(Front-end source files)
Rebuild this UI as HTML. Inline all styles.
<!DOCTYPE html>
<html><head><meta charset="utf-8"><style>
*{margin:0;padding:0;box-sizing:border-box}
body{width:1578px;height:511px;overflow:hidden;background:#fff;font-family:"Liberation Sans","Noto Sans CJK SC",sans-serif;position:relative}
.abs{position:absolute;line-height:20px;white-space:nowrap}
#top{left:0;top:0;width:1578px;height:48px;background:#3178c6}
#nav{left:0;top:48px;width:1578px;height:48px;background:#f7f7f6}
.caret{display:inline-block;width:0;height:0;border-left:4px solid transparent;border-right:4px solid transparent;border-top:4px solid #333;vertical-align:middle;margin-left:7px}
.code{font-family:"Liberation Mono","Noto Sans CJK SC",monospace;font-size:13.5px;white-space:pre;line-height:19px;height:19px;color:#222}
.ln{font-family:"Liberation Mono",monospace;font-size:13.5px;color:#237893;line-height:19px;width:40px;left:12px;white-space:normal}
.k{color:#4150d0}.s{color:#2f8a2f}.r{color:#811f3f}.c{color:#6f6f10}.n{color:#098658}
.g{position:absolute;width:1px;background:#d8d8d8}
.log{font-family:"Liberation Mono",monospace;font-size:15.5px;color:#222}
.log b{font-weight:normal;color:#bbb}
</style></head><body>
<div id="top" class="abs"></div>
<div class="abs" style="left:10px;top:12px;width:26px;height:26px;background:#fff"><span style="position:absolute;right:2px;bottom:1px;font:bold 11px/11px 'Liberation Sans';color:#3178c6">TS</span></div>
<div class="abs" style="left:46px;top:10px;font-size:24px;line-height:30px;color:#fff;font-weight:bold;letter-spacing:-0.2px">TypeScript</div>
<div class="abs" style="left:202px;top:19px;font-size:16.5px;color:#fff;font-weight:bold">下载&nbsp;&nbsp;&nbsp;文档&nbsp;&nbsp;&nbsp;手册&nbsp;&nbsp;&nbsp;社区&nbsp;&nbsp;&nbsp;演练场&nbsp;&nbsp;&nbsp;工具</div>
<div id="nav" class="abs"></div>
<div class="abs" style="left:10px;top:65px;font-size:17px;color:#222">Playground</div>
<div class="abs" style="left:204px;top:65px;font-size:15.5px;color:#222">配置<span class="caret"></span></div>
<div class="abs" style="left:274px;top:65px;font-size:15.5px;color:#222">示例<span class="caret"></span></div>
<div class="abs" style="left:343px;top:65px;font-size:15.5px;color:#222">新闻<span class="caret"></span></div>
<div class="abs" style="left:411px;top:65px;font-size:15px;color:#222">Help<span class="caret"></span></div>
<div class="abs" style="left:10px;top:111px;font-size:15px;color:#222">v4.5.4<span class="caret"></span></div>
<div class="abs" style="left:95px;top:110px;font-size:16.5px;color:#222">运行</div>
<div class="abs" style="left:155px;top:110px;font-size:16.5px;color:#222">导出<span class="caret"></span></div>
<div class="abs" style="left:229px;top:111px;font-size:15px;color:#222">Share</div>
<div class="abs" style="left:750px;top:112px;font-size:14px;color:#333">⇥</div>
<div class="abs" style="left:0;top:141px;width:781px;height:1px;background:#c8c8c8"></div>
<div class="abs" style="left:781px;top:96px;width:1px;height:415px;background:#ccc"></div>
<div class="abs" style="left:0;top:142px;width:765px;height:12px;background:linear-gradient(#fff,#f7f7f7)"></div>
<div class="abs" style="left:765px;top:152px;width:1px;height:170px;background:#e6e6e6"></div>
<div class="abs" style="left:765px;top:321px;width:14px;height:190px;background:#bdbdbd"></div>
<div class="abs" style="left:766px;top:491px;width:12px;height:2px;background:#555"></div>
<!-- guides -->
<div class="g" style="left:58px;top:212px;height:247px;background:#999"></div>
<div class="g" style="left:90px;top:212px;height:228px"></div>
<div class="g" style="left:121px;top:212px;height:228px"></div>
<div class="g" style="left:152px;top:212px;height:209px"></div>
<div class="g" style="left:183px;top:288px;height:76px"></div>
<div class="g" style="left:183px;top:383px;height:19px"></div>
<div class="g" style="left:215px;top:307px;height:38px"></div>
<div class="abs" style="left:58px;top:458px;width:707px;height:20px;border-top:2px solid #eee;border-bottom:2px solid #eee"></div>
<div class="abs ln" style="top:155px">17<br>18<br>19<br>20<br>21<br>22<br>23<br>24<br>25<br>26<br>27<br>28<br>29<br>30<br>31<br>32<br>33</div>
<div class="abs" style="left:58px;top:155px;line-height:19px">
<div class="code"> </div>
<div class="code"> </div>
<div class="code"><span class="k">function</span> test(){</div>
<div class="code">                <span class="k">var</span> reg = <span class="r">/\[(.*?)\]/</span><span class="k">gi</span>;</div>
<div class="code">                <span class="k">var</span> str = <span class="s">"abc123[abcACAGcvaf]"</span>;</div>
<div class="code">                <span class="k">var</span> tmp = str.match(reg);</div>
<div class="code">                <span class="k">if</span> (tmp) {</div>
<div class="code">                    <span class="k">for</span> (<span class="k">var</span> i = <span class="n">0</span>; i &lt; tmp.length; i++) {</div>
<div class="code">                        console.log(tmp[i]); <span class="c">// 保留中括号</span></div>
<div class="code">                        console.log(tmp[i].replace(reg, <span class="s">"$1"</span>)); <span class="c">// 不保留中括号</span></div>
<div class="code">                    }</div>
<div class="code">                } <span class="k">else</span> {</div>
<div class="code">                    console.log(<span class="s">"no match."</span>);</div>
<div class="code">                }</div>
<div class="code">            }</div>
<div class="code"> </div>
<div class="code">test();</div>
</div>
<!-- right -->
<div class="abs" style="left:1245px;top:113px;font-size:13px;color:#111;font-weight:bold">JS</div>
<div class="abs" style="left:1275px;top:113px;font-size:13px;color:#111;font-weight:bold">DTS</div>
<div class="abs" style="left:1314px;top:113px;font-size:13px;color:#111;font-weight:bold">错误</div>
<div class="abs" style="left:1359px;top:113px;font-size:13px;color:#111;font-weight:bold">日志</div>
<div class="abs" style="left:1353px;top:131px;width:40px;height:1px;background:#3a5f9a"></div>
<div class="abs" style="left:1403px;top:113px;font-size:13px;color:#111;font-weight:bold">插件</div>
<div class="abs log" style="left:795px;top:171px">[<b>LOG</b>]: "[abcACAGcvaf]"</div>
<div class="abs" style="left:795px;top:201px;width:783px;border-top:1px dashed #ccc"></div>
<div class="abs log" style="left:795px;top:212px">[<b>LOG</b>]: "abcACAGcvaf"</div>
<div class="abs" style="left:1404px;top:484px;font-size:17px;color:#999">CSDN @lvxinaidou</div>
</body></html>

...

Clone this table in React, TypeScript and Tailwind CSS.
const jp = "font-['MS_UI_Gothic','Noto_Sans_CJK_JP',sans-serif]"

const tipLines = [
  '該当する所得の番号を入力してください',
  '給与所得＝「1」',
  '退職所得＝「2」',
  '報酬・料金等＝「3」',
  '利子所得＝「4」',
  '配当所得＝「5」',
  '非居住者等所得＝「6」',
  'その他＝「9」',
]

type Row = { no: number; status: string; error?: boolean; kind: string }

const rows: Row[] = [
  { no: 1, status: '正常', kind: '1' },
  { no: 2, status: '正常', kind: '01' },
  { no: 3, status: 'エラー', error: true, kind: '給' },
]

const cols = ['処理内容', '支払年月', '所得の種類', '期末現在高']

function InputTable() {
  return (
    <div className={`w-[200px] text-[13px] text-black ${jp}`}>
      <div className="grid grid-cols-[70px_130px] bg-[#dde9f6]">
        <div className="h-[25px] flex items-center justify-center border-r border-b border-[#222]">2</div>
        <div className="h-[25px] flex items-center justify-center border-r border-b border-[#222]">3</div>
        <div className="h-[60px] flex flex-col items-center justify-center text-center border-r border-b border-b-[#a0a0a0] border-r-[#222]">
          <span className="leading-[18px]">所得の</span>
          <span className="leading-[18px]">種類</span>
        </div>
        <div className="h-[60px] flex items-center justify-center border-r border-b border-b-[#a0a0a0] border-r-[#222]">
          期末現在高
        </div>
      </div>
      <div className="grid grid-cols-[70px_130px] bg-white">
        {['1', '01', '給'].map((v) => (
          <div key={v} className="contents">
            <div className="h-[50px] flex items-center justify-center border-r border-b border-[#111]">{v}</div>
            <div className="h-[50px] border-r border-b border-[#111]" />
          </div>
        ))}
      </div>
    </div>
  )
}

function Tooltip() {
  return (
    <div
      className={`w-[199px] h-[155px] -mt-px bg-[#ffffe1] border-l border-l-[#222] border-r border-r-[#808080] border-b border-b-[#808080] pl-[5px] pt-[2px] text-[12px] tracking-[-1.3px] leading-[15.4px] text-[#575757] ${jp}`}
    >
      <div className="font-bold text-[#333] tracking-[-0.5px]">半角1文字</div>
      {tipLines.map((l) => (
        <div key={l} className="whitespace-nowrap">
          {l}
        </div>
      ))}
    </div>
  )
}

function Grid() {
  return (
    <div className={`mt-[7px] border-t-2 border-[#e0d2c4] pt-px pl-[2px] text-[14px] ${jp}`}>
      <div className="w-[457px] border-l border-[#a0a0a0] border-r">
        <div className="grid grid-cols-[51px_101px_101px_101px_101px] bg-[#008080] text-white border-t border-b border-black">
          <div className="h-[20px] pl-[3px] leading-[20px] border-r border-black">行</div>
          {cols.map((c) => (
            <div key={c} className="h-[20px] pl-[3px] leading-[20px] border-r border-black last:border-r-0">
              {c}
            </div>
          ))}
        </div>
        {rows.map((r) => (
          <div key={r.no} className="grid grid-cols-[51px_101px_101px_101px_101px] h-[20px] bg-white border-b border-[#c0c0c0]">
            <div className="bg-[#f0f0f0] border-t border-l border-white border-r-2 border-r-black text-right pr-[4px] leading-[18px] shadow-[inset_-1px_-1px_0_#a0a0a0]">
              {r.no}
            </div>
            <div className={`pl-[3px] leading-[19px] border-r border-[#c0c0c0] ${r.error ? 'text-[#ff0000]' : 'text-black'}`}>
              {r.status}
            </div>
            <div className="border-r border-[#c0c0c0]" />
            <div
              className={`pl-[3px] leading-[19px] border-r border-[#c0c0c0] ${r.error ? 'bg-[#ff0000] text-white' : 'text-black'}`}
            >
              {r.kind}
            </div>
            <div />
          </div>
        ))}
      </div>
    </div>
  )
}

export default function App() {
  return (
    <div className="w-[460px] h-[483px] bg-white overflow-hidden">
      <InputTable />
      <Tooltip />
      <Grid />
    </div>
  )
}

(Task) Return exactly, and only, the lines from the one containing "Clone this table" down to the one containing "const cols = ['処理内容', '支払年月', '所得の種類', '期末現在高']", with both of those lines included.

(Worked solution)
Clone this table in React, TypeScript and Tailwind CSS.
const jp = "font-['MS_UI_Gothic','Noto_Sans_CJK_JP',sans-serif]"

const tipLines = [
  '該当する所得の番号を入力してください',
  '給与所得＝「1」',
  '退職所得＝「2」',
  '報酬・料金等＝「3」',
  '利子所得＝「4」',
  '配当所得＝「5」',
  '非居住者等所得＝「6」',
  'その他＝「9」',
]

type Row = { no: number; status: string; error?: boolean; kind: string }

const rows: Row[] = [
  { no: 1, status: '正常', kind: '1' },
  { no: 2, status: '正常', kind: '01' },
  { no: 3, status: 'エラー', error: true, kind: '給' },
]

const cols = ['処理内容', '支払年月', '所得の種類', '期末現在高']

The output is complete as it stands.